Eigentlich dürfte die Identifizierung solch eindeutiger Nazi-Töne gar kein Problem sein, meint Hindrichs. Was ihn mehr umtreibt, ist die Grauzone, die sich mit der Differenzierung der rechten Musik gebildet hat und die keine Schlagzeilen macht. "Das sind Bewegungen, die zum Teil auch faschistoide Ästhetik übernehmen wie etwa die Dark-Wave-Szene." Er nennt auch die Binger Band Von Thronstahl. "Die spielt mit faschistoid aufgeladener Ästhetik." Und noch ein Beispiel: "Dee Ex, eine Rapperin aus Berlin, sie redet von einem 'gesunden Patriotismus'."

Die rechte Szene finde viele Anknüpfungspunkte in der Gesellschaft, seien es nun Hooligans oder irgendwelche esoterischen Strömungen.
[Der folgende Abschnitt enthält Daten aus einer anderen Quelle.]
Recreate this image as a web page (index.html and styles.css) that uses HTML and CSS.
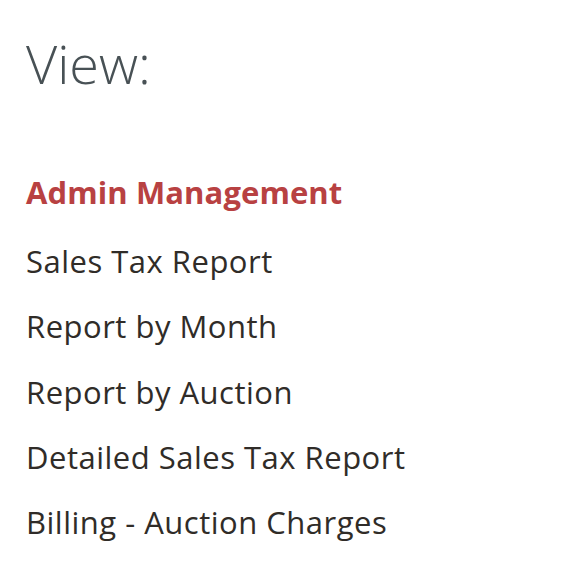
FILE: index.html
```html
<!DOCTYPE html>
<html lang="en">
<head>
    <meta charset="UTF-8">
    <meta name="viewport" content="width=device-width, initial-scale=1.0">
    <title>View</title>
    <link rel="stylesheet" href="styles.css">
</head>
<body>
    <div class="panel">
        <h1 class="title">View:</h1>
        <ul class="menu">
            <li class="active"><a href="#">Admin Management</a></li>
            <li><a href="#">Sales Tax Report</a></li>
            <li><a href="#">Report by Month</a></li>
            <li><a href="#">Report by Auction</a></li>
            <li><a href="#">Detailed Sales Tax Report</a></li>
            <li><a href="#">Billing - Auction Charges</a></li>
        </ul>
    </div>
</body>
</html>
```
FILE: styles.css
```css
*{margin:0; padding:0; box-sizing:border-box}
body{background:#fff; font-family:"Open Sans", Lato, sans-serif}
.panel{padding:28px 0 0 26px}
.title{font-weight:300; font-size:54px; line-height:70px; color:#485155; letter-spacing:0}
.menu{list-style-type:none; margin-top:77px; display:flex; flex-direction:column}
.menu li{height:65.25px; font-size:31px; line-height:34px; letter-spacing:0.5px}
.menu a{color:#302c28; text-decoration:none}
.menu .active{height:69px; letter-spacing:0.1px}
.menu .active a{color:#b84142; font-weight:700}
```
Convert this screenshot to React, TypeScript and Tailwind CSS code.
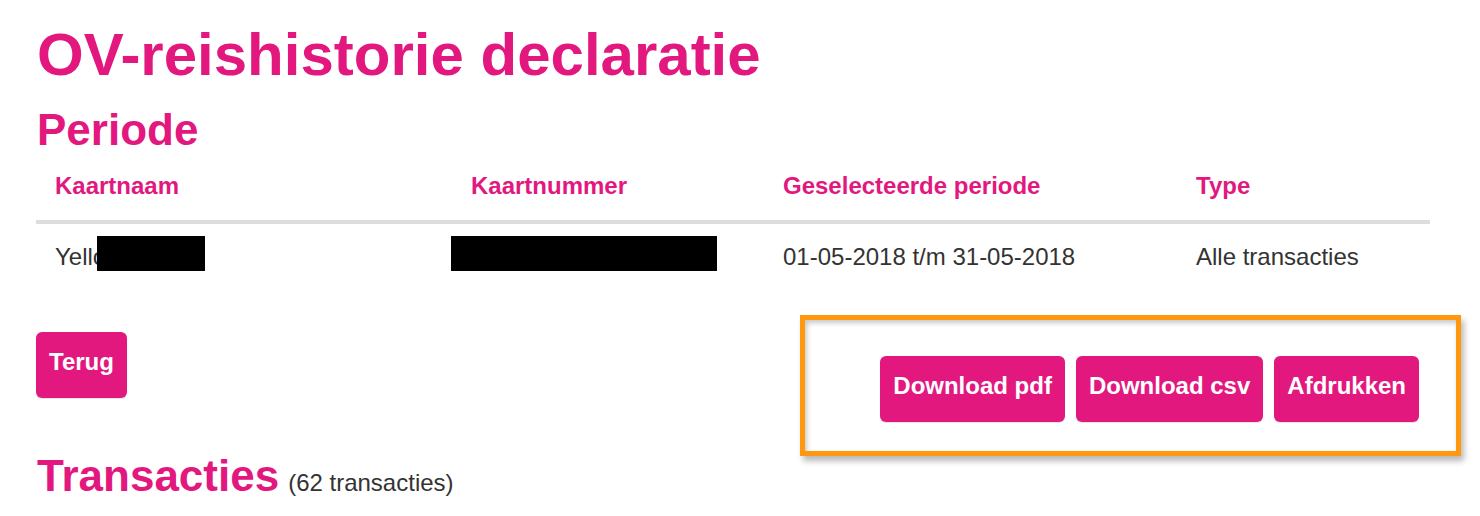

Und die Protagonisten dieser Szene fallen längst nicht mehr durch ihr Äußeres auf. "Die Diversifizierung macht es gefährlich, man erkennt zumindest optisch nicht mehr, wie sich die Grauzone ausweitet."

Unerkannte Neonazis

Hindrichs schaut zu den Studierenden im sonnendurchfluteten Innenhof des Philosophicums hinüber. "Den meisten neuen Neonazis ist nicht anzusehen, dass sie Nazis sind. Die jungen Leute, die hier im Philosophicum unterwegs sind, könnten auch in der rechten Szene unterwegs sein."

Eine Auseinandersetzung auf breiter Front wäre nötig. "Die Rechten sind Teil unserer Gesellschaft", so der Musikwissenschaftler. "'Nazis raus' hilft da nichts, wohin sollen sie denn?" Ihnen auf Augenhöhe zu begegnen, darum gehe es. "Aber dafür brauchen wir einen langen Atem."

Hindrichs wirft noch einen letzten Blick auf den sonnigen Innenhof und auf die Studierenden, die in der Sonne ihre Pause genießen. Dann verabschiedet er sich. Es geht zurück ins Büro zu den Akten.